Working in prepress holds a unique challenge. Even if your color workflow is tight, everything can fall apart if the customer’s file isn’t color managed.
We’ve all seen it. You receive a file that the customer claims is ready to print, yet when you open it on your computer, the colors don’t look right at all. You can’t send it to print without knowing for sure, because you’re the one who will take the hit for wasted time and materials if it’s wrong.
So how do you know if the customer’s file is good to go… or needs to be color corrected?
Knowing how color management for print and packaging works from beginning to end will help you better understand your role in the process and arm you with the knowledge to educate your clients so that future files received reflect the correct color intent.
The 4 C's of Color Management
A color-managed workflow will help all of your devices speak the same color language so they can share accurate color information.
Each device you use to capture and create digital images uses slightly different CMYK or RGB formulas to create the same color. Digital cameras, scanners and displays use the additive color model, rely on different gamuts, and vary between manufacturers. Printers can be RGB or CMYK and use a variety of different inks and papers. When you’re using an application like Adobe® Photoshop® or InDesign® to prep images and files, you need to set them up to handle color management, too.
There are four key steps in setting up a color-managed workflow, which we call the four Cs of color management.
Step 1: Consistency
First, you must ensure your devices are capable of producing consistent colors. If your monitor’s color is brighter on the left side than the right, or your proofing printer can’t produce consistent color from start to finish, then there’s not much color management can do to help. You need a new one.
Step 2: Calibration
Once you know your device is capable of reproducing consistent color, you need to bring it back into specification. Device color will drift over time, and calibration re-adjusts everything to achieve the best possible gamut.
Step 3: Characterization
Next, you should use a color measurement instrument, such as a colorimeter or spectrophotometer, to determine the device’s color reproduction characteristics. Even identical devices built on the same day from the same manufacturer will have slight variations in color. Characterization will optimize the settings for the best image reproduction on that particular device.
When characterizing a monitor, software flashes a series of known RGB values on screen, and the color measurement device measures them. To characterize a printer, print a test chart with anywhere from a few to thousands of color samples and measure them with the color measurement device.
The collected color data is compared with sample colors and used to create an ICC profile, which is basically a three-dimensional map, or color space, of all of the colors the device can capture, display or print. It describes the specific characteristics of the device so that other devices know which color language it is speaking.
Step 4: Conversion
Conversion is the process of moving color data from the color space of one device to the color space of another. These controlled conversions take place in a working space. Think of it like an airline hub – a common place to connect workflows.
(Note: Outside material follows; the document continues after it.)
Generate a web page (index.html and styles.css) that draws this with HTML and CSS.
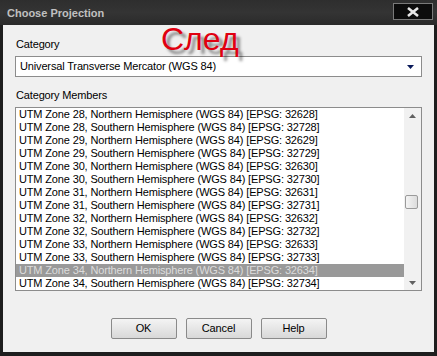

If an image is captured by an RGB camera, edited in Photoshop, added to a layout in InDesign, then printed on a CMYK printer, it must be converted multiple times. Embedded profiles help retain color appearance as the image moves between working spaces. It’s like wearing a nametag at a meeting. If the image takes its color reproduction characteristics with it, other devices know exactly what it is about so your workflow can produce consistent color.
How does color management work in print and packaging?
Back to our customer file. Before you launch your editing tools to fix the bad color, there are some things you need to do.
Make sure your monitor is calibrated and profiled to display accurate color so you know you’re seeing a true representation of what’s in that digital file. This is called “soft proofing” and is a very important part of a color-managed workflow. Soft proofing requires a good quality display and a monitor profile that can display the image at the correct color temperature and gamma settings.
If your monitor is set up for soft proofing, the problem isn’t on your end. It’s time to give your customer a call.
Does your customer see the same color cast?
If not, make sure he is also working on a calibrated and profiled monitor. (Here’s your chance to provide some education that will save them time and money in the future!) If your customer’s monitor IS set up for soft proofing, compare your ICC profile color settings. You both need to be using the same settings to see accurate colors.
If you and the customer both see the same color casts, the problem most likely occurred when the photo was captured, or during layout design. If the file itself is incorrect, a calibrated display can’t fix it.
Regardless of the cause, the file must be corrected. Ask the customer if they want your department to make the corrections or hand that task back to them. If the customer chooses to make the corrections himself, it is another learning opportunity that likely will contribute to better files in the future. Asking this question will also offer some degree of protection… if the customer asks you to run the file as is, they can’t object to the results when they see the printed piece.